In Henshin, the code generation for Apache Giraph is quite complex because the concepts of graph transformations are rather different than BSP. One opportunity to simplify it would be to use BSP models as intermediate target language. Specifically, model transformations can be employed to translate a Henshin model into a BSP model. From that point on, platform-specific code generators could be used to generate the final implementation.

Using a modeling approach would enable the reuse of the many many graph algorithms already implemented in the existing BSP-frameworks. Maybe UML state machines are not the best approach for the modeling -- for instance, one could also come up with a (textual) DSL for BSP. The important point is that an abstraction from the actual implementation platforms is made.  

February 6, 2015

Henshin 1.2

We are happy to announce the release of Henshin 1.2! Henshin is a model / graph transformation tool for EMF models. The new release comes with new features for the graphical editor and a better integration with Apache Giraph.

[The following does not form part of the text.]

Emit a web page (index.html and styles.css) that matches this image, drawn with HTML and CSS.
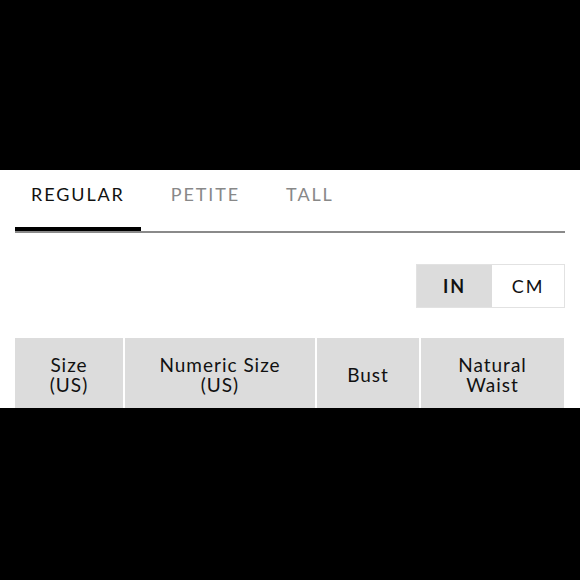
FILE: index.html
```html
<!DOCTYPE html>
<html>
<head>
<meta charset="utf-8">
<link rel="stylesheet" href="styles.css">
</head>
<body>
<div class="panel">
  <div class="tabs">
    <div class="tab active">REGULAR</div>
    <div class="tab">PETITE</div>
    <div class="tab">TALL</div>
  </div>
  <div class="units">
    <div class="toggle">
      <div class="unit on">IN</div>
      <div class="unit">CM</div>
    </div>
  </div>
  <div class="chart">
    <div class="cell">Size<br>(US)</div>
    <div class="cell">Numeric Size<br>(US)</div>
    <div class="cell">Bust</div>
    <div class="cell">Natural<br>Waist</div>
  </div>
</div>
</body>
</html>
```
FILE: styles.css
```css
html, body {
  margin: 0;
  padding: 0;
  background: #000;
}
body {
  width: 580px;
  height: 580px;
  font-family: "Lato", "Open Sans", sans-serif;
}
.panel {
  margin-top: 170px;
  height: 238px;
  background: #fff;
  overflow: hidden;
  padding: 0 15px;
}
.tabs {
  display: flex;
  gap: 14px;
  border-bottom: 2px solid #8a8a8a;
  height: 61px;
}
.tab {
  padding: 13px 16px 0 16px;
  font-size: 18px;
  letter-spacing: 1.9px;
  color: #888;
  line-height: 22px;
  margin-bottom: -2px;
  border-bottom: 4px solid transparent;
  height: 44px;
}
.tab.active {
  color: #111;
  border-bottom-color: #000;
}
.units {
  display: flex;
  justify-content: flex-end;
  margin-top: 31px;
}
.toggle {
  display: flex;
  border: 1px solid #e2e2e2;
  height: 42px;
}
.unit {
  display: flex;
  align-items: center;
  justify-content: center;
  font-size: 18px;
  letter-spacing: 2px;
  color: #111;
}
.unit:first-child {
  width: 75px;
}
.unit:last-child {
  width: 72px;
}
.unit.on {
  background: #dcdcdc;
  font-weight: 700;
}
.chart {
  margin-top: 30px;
  width: 549px;
  display: grid;
  grid-template-columns: 108px 190px 102px 143px;
  column-gap: 2px;
}
.cell {
  background: #dcdcdc;
  height: 74px;
  display: flex;
  align-items: center;
  justify-content: center;
  font-size: 19px;
  line-height: 20px;
  letter-spacing: 1px;
  color: #111;
  text-align: center;
}
```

The graphical editor now supports attribute conditions, which are used to restrict the applicability of transformation rules. In addition, the editor now supports live validation which gives you an immediate warning if you are trying to add an object to two containers or you are using an invalid JavaScript expression etc.

For me the most important new feature of the new version is the improved code generation facilities for Giraph. The new wizard will generate a full-fledged Java-project with all needed libraries, set up a Maven build and even automatically install a local Hadoop test environment if you like. This means that you can model a graph transformation in Henshin and fully automatically generate executable Giraph code that you can directly run in Eclipse. The video below shows you a demo of this new code generator.

Henshin 1.2 is available at our release update site.